As you read this, perhaps you are preparing for your summer vacation.  I hope so.  And I hope your vacation is spectacular.  But in case you are wrestling with the expense of your summer vacation in terms of time as well as money, consider what I am calling a brief theology of vacation.

First, a good vacation rests on our work.  Without our hard work a vacation is impossible.  We are told in the pages of the Bible that though all work is tainted by the sin of Adam, our work is both necessary for human flourishing and redemptive for our own personhood.  In fact, our work is to be done to the glory of God and with all our might (see 1 Corinthians 15:58).  Novelist Dorothy Sayers puts it strongly:

What is the Christian understanding of work?… [It] is that work is not, primarily, a thing one does to live, but the thing one lives to do.  It is, or it should be, the full expression of the worker’s faculties… the medium in which he offers himself to God.

It is only when we have worked hard that a vacation can be all that God intends it to be.  We are, by design, made to work and then to rest.
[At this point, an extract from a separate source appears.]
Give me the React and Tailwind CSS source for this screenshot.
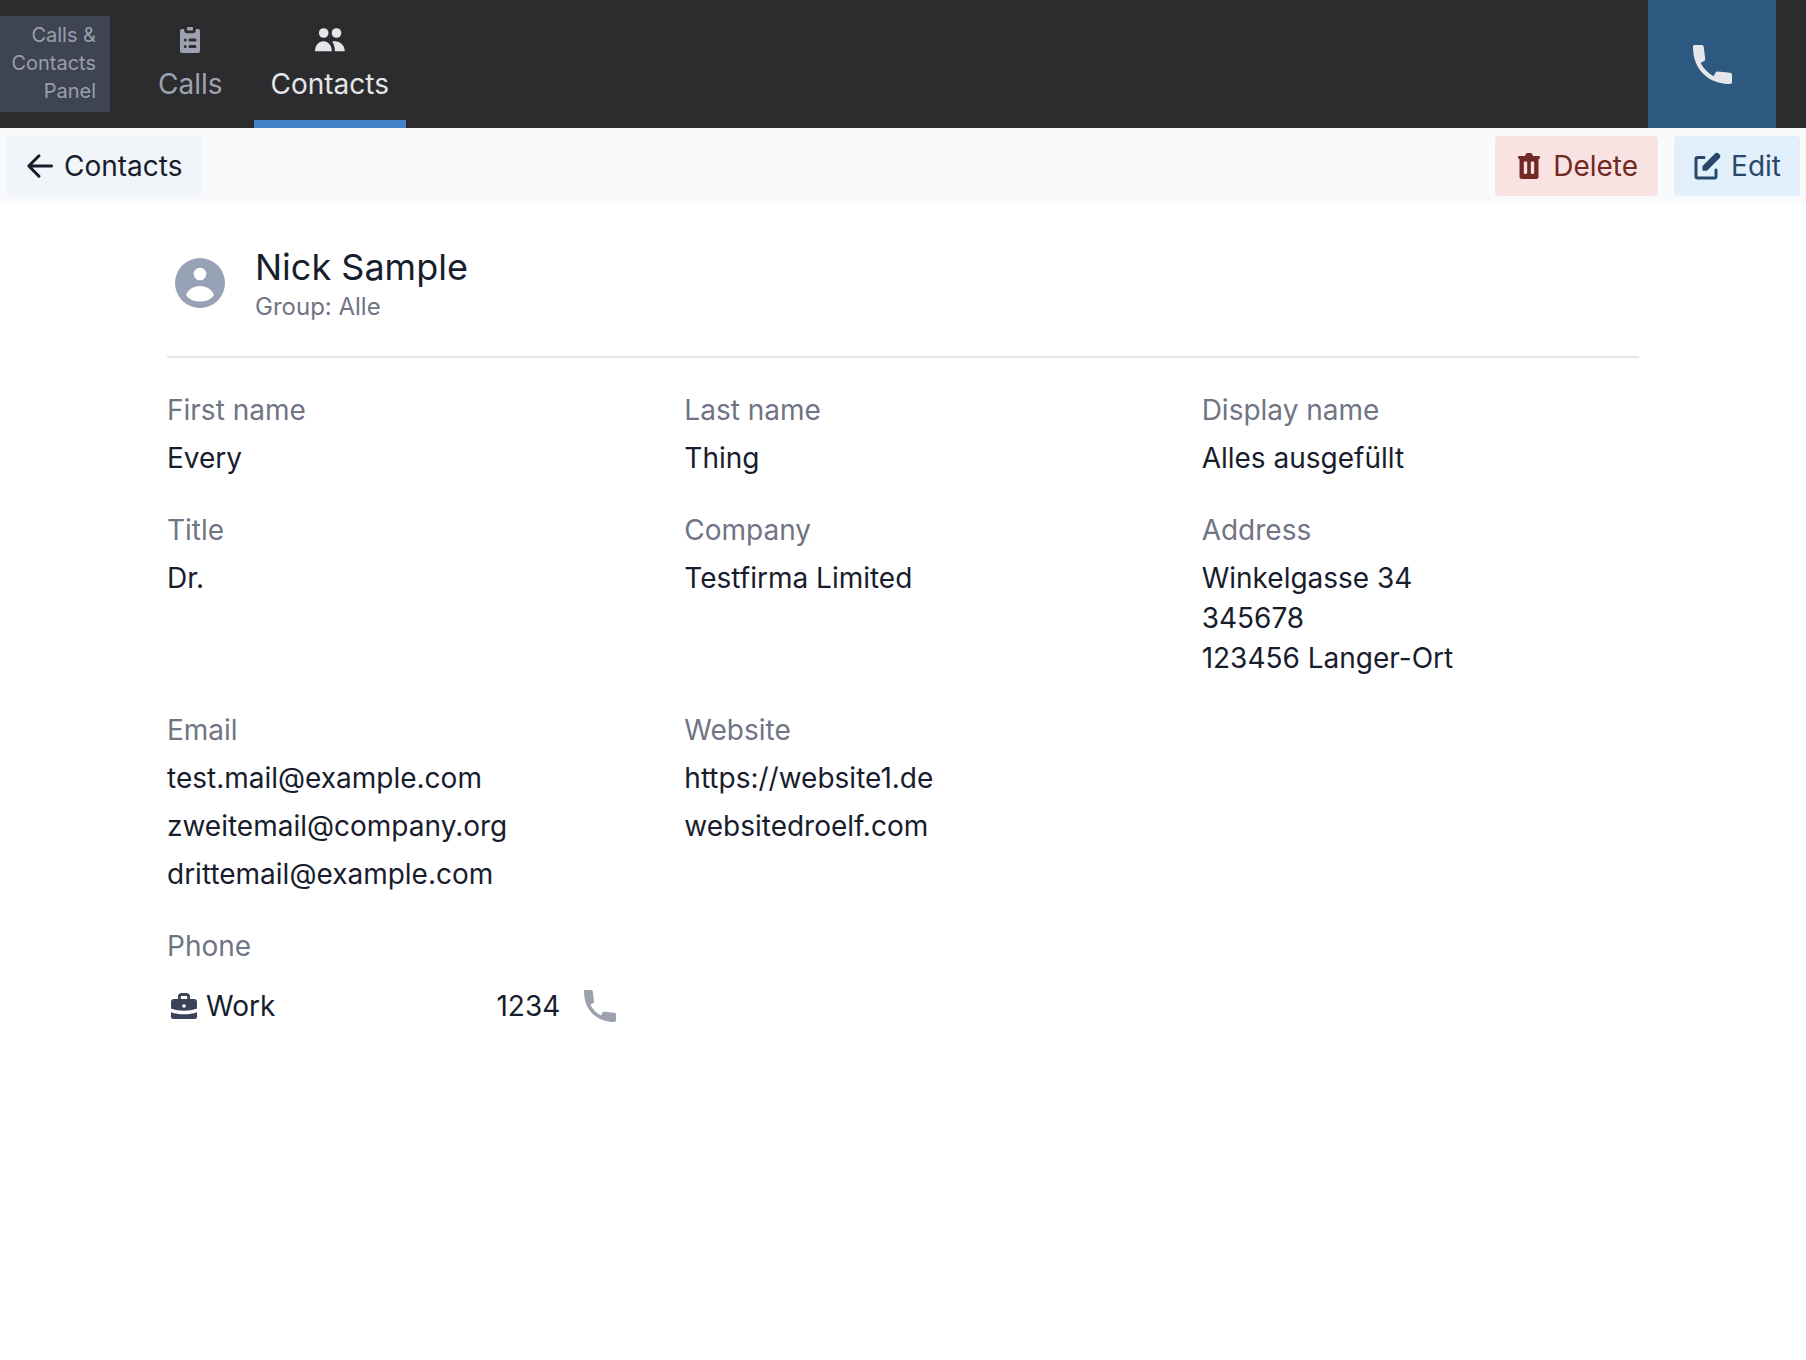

Second, vacations are mandatory.  Vacations are not an option; they are divinely ordained by God. Have you ever noticed, we were designed to take a vacation every day?  In fact, God made us in such a way that we must take a vacation every day.  That vacation is called sleep.  Without sleep, all productivity ceases.  Without sleep, work becomes impossible.  Not only has God ordained a daily vacation, but God commands that we set aside one day a week for rest, for vacation.  On one day in seven we are commanded, not invited, to say to our work, I have a God who is more important than you.  I trust in Him for my provision, and not in you!  We err when we understand the Bible’s command to observe a Sabbath day of rest as an invitation to drudgery.  Joy Davidman points out, No one thought of it as the renunciation of pleasure; it was every man’s pleasure and supreme delight.

But beyond sleep (one-third of our lives) and beyond Sabbath (one day of seven), we plan for and go on vacation.  The word vacation is not in the Bible, but the concept is.  Jesus even took a vacation of sorts at a point in his ministry when action must have seemed imperative.  John the Baptist had just lost his head, and the disciples had just returned from their first preaching and healing tour.  Surely this was the time to stay at work!  But in Mark 6:31 we find Jesus saying,Come away by yourselves to a desolate place and rest a while.  Imagine! At this crucial juncture, Jesus says, Let’s go on vacation.  Let’s get away and rest for a while.

That brings us to our third truth about vacation.  Vacations require the work of preparation.  Let me explain.  We live in a work-obsessed culture where people seek to achieve their meaning and purpose according to their work.  Efficiency and productivity are key objectives.  A higher income can become the ultimate goal—and harder work becomes the means to that end.  Our computers and iPhones allow us to work anytime, so we have ended up workingall the time.  We have become tethered to technological devices that had promised us more leisure but have instead produced the bondage of connectivity that compels us to check our email from an airplane and send a text while fly fishing.  This technology even required the passage of a law to keep us from cutting deals while we drive our cars with only one hand.  But a good vacation—whether a getaway to Maui, a camping trip in Carpinteria, or a staycation at home—requires that we deliberately shut off our work and go to the desolate place with Jesus.

This means that a good vacation is not so much about geography as it is about mentality.  Vacation is a time to set aside the things that bombard us week-by-week and to truly rest.  In his essay entitled “Leisure: The Basis of Culture,” twentieth-century philosopher Josef Pieper warned that our society enthrones work at the expense of leisure.  In a technological age, The demands of the working world grow ever more total, grasping ever more completely the whole of human existence.  Again, vacation, rightly prepared for, says a resounding “no” to the all-encompassing demands of our work.  As Tim Keller writes, [T]here must be an ability to enjoy the most simple and ordinary aspects of life, even ones that are not strictly useful, but just delightful.

When we vacation rightly, we have time to cultivate a grateful spirit, time to kill the gods of efficiency that dominate our era, time to relax with family and friends, time to give thanks to God for the good things he has given us.  And, rightly practiced, our vacation should prepare us for the hard work that awaits us at home.

As Lisa and I prepared for our vacation in England, I was tired.  Not tired of my work but tired in my work.  So we went on vacation.  We walked and talked and laughed and ate.  And slept and walked and talked and laughed and ate…  And though my feet grew tired, my spirit was refreshed.  I found myself longing, again, for my work.

The summer is upon us.  Have a great vacation!